Annandaliella ernakulamensis

Scientific classification
- Domain: Eukaryota
- Kingdom: Animalia
- Phylum: Arthropoda
- Subphylum: Chelicerata
- Class: Arachnida
- Order: Araneae
- Infraorder: Mygalomorphae
- Family: Theraphosidae
- Genus: Annandaliella
- Species: A. ernakulamensis
- Binomial name: Annandaliella ernakulamensis Jose & Sebastian, 2008

= Annandaliella ernakulamensis =

- Authority: Jose & Sebastian, 2008

Species of spider

Annandaliella ernakulamensis is a species of tarantula (family Theraphosidae) in the subfamily Selenogyrinae. It is one of three species in the genus Annandaliella and the first to be described in 73 years.
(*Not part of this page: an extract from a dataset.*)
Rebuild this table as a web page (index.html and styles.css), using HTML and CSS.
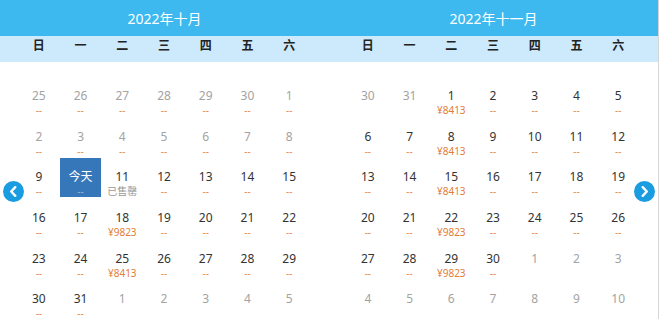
FILE: index.html
```html
<!DOCTYPE html>
<html lang="zh-CN">
<head>
<meta charset="utf-8">
<title>日历</title>
<link rel="stylesheet" href="styles.css">
</head>
<body>
<div class="calendar">
  <div class="months">
    <section class="month">
      <div class="title">2022年十月</div>
      <div class="weekdays"><span>日</span><span>一</span><span>二</span><span>三</span><span>四</span><span>五</span><span>六</span></div>
      <div class="days">
        <div class="day muted"><span class="num">25</span><span class="price dash">--</span></div>
        <div class="day muted"><span class="num">26</span><span class="price dash">--</span></div>
        <div class="day muted"><span class="num">27</span><span class="price dash">--</span></div>
        <div class="day muted"><span class="num">28</span><span class="price dash">--</span></div>
        <div class="day muted"><span class="num">29</span><span class="price dash">--</span></div>
        <div class="day muted"><span class="num">30</span><span class="price dash">--</span></div>
        <div class="day muted"><span class="num">1</span><span class="price dash">--</span></div>

        <div class="day muted"><span class="num">2</span><span class="price dash">--</span></div>
        <div class="day muted"><span class="num">3</span><span class="price dash">--</span></div>
        <div class="day muted"><span class="num">4</span><span class="price dash">--</span></div>
        <div class="day muted"><span class="num">5</span><span class="price dash">--</span></div>
        <div class="day muted"><span class="num">6</span><span class="price dash">--</span></div>
        <div class="day muted"><span class="num">7</span><span class="price dash">--</span></div>
        <div class="day muted"><span class="num">8</span><span class="price dash">--</span></div>

        <div class="day"><span class="num">9</span><span class="price dash">--</span></div>
        <div class="day today"><span class="num">今天</span><span class="price dash">--</span></div>
        <div class="day"><span class="num">11</span><span class="price sold">已售罄</span></div>
        <div class="day"><span class="num">12</span><span class="price dash">--</span></div>
        <div class="day"><span class="num">13</span><span class="price dash">--</span></div>
        <div class="day"><span class="num">14</span><span class="price dash">--</span></div>
        <div class="day"><span class="num">15</span><span class="price dash">--</span></div>

        <div class="day"><span class="num">16</span><span class="price dash">--</span></div>
        <div class="day"><span class="num">17</span><span class="price dash">--</span></div>
        <div class="day"><span class="num">18</span><span class="price">¥9823</span></div>
        <div class="day"><span class="num">19</span><span class="price dash">--</span></div>
        <div class="day"><span class="num">20</span><span class="price dash">--</span></div>
        <div class="day"><span class="num">21</span><span class="price dash">--</span></div>
        <div class="day"><span class="num">22</span><span class="price dash">--</span></div>

        <div class="day"><span class="num">23</span><span class="price dash">--</span></div>
        <div class="day"><span class="num">24</span><span class="price dash">--</span></div>
        <div class="day"><span class="num">25</span><span class="price">¥8413</span></div>
        <div class="day"><span class="num">26</span><span class="price dash">--</span></div>
        <div class="day"><span class="num">27</span><span class="price dash">--</span></div>
        <div class="day"><span class="num">28</span><span class="price dash">--</span></div>
        <div class="day"><span class="num">29</span><span class="price dash">--</span></div>

        <div class="day"><span class="num">30</span><span class="price dash">--</span></div>
        <div class="day"><span class="num">31</span><span class="price dash">--</span></div>
        <div class="day muted"><span class="num">1</span></div>
        <div class="day muted"><span class="num">2</span></div>
        <div class="day muted"><span class="num">3</span></div>
        <div class="day muted"><span class="num">4</span></div>
        <div class="day muted"><span class="num">5</span></div>
      </div>
    </section>
    <section class="month">
      <div class="title">2022年十一月</div>
      <div class="weekdays"><span>日</span><span>一</span><span>二</span><span>三</span><span>四</span><span>五</span><span>六</span></div>
      <div class="days">
        <div class="day muted"><span class="num">30</span></div>
        <div class="day muted"><span class="num">31</span></div>
        <div class="day"><span class="num">1</span><span class="price">¥8413</span></div>
        <div class="day"><span class="num">2</span><span class="price dash">--</span></div>
        <div class="day"><span class="num">3</span><span class="price dash">--</span></div>
        <div class="day"><span class="num">4</span><span class="price dash">--</span></div>
        <div class="day"><span class="num">5</span><span class="price dash">--</span></div>

        <div class="day"><span class="num">6</span><span class="price dash">--</span></div>
        <div class="day"><span class="num">7</span><span class="price dash">--</span></div>
        <div class="day"><span class="num">8</span><span class="price">¥8413</span></div>
        <div class="day"><span class="num">9</span><span class="price dash">--</span></div>
        <div class="day"><span class="num">10</span><span class="price dash">--</span></div>
        <div class="day"><span class="num">11</span><span class="price dash">--</span></div>
        <div class="day"><span class="num">12</span><span class="price dash">--</span></div>

        <div class="day"><span class="num">13</span><span class="price dash">--</span></div>
        <div class="day"><span class="num">14</span><span class="price dash">--</span></div>
        <div class="day"><span class="num">15</span><span class="price">¥8413</span></div>
        <div class="day"><span class="num">16</span><span class="price dash">--</span></div>
        <div class="day"><span class="num">17</span><span class="price dash">--</span></div>
        <div class="day"><span class="num">18</span><span class="price dash">--</span></div>
        <div class="day"><span class="num">19</span><span class="price dash">--</span></div>

        <div class="day"><span class="num">20</span><span class="price dash">--</span></div>
        <div class="day"><span class="num">21</span><span class="price dash">--</span></div>
        <div class="day"><span class="num">22</span><span class="price">¥9823</span></div>
        <div class="day"><span class="num">23</span><span class="price dash">--</span></div>
        <div class="day"><span class="num">24</span><span class="price dash">--</span></div>
        <div class="day"><span class="num">25</span><span class="price dash">--</span></div>
        <div class="day"><span class="num">26</span><span class="price dash">--</span></div>

        <div class="day"><span class="num">27</span><span class="price dash">--</span></div>
        <div class="day"><span class="num">28</span><span class="price dash">--</span></div>
        <div class="day"><span class="num">29</span><span class="price">¥9823</span></div>
        <div class="day"><span class="num">30</span><span class="price dash">--</span></div>
        <div class="day muted"><span class="num">1</span></div>
        <div class="day muted"><span class="num">2</span></div>
        <div class="day muted"><span class="num">3</span></div>

        <div class="day muted"><span class="num">4</span></div>
        <div class="day muted"><span class="num">5</span></div>
        <div class="day muted"><span class="num">6</span></div>
        <div class="day muted"><span class="num">7</span></div>
        <div class="day muted"><span class="num">8</span></div>
        <div class="day muted"><span class="num">9</span></div>
        <div class="day muted"><span class="num">10</span></div>
      </div>
    </section>
  </div>
  <button class="nav prev" aria-label="上个月">
    <svg width="21" height="21" viewBox="0 0 21 21"><circle cx="10.5" cy="10.5" r="10.5" fill="#1a9ce0"/><path d="M12.3 6.2 L8.2 10.5 L12.3 14.8" fill="none" stroke="#fff" stroke-width="2.4" stroke-linecap="round" stroke-linejoin="round"/></svg>
  </button>
  <button class="nav next" aria-label="下个月">
    <svg width="21" height="21" viewBox="0 0 21 21"><circle cx="10.5" cy="10.5" r="10.5" fill="#1a9ce0"/><path d="M8.7 6.2 L12.8 10.5 L8.7 14.8" fill="none" stroke="#fff" stroke-width="2.4" stroke-linecap="round" stroke-linejoin="round"/></svg>
  </button>
</div>
</body>
</html>
```

FILE: styles.css
```css
html, body {
  margin: 0;
  padding: 0;
  background: #fff;
}

body {
  font-family: "Noto Sans", "Noto Sans CJK SC", sans-serif;
  color: #333;
}

.calendar {
  position: relative;
  width: 658px;
  height: 319px;
  border-right: 1px solid #d4d4d4;
  overflow: hidden;
}

.months {
  display: flex;
}

.month {
  width: 329px;
  flex: none;
}

.title {
  height: 36px;
  line-height: 37px;
  background: #3db9ef;
  color: #fff;
  font-size: 14px;
  text-align: center;
}

.weekdays {
  height: 26px;
  background: #cde9fc;
  display: grid;
  grid-template-columns: repeat(7, 1fr);
  padding: 0 19px 0 18px;
  line-height: 20px;
  font-size: 12px;
  font-weight: bold;
  color: #222;
  text-align: center;
}

.days {
  display: grid;
  grid-template-columns: repeat(7, 1fr);
  grid-auto-rows: 39px;
  row-gap: 1.65px;
  padding: 15px 19px 0 18px;
}

.day {
  display: flex;
  flex-direction: column;
  align-items: center;
  padding-top: 11px;
  box-sizing: border-box;
  height: 39px;
}

.num {
  font-size: 12px;
  line-height: 16px;
  color: #333;
}

.muted .num {
  color: #a3a3a3;
}

.price {
  font-size: 10px;
  line-height: 13px;
  color: #e47c36;
}

.price.dash {
  color: #e98a45;
}

.price.sold {
  color: #9a9a9a;
}

.today {
  background: #3677b9;
}

.today .num {
  color: #fff;
}

.today .price.dash {
  color: #9db3cc;
}

.nav {
  position: absolute;
  top: 181px;
  width: 21px;
  height: 21px;
  padding: 0;
  border: 0;
  background: none;
  display: block;
  line-height: 0;
}

.nav svg {
  display: block;
}

.prev {
  left: 3px;
}

.next {
  left: 634px;
}
```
It is native to Ernakulam, Kerala State, India.

== Etymology ==
The specific name of this tarantula, ermakulmensis, honors the type locality, Ermakulam.

== Characteristics ==
Annandaliella ermakulamensis has three peg-like setae on the inside of the chelicerae, a tibial comb consisting of long black setae on a tibial apophysis (i.e. a protrusion), and a long, tapering embolus without any apical keels. It is reddish brown, but on the cephalothorax it has thick dark bands radiating from the fovea, a grove in the center of the cephalothorax, to the coxae of the legs and the ocularium.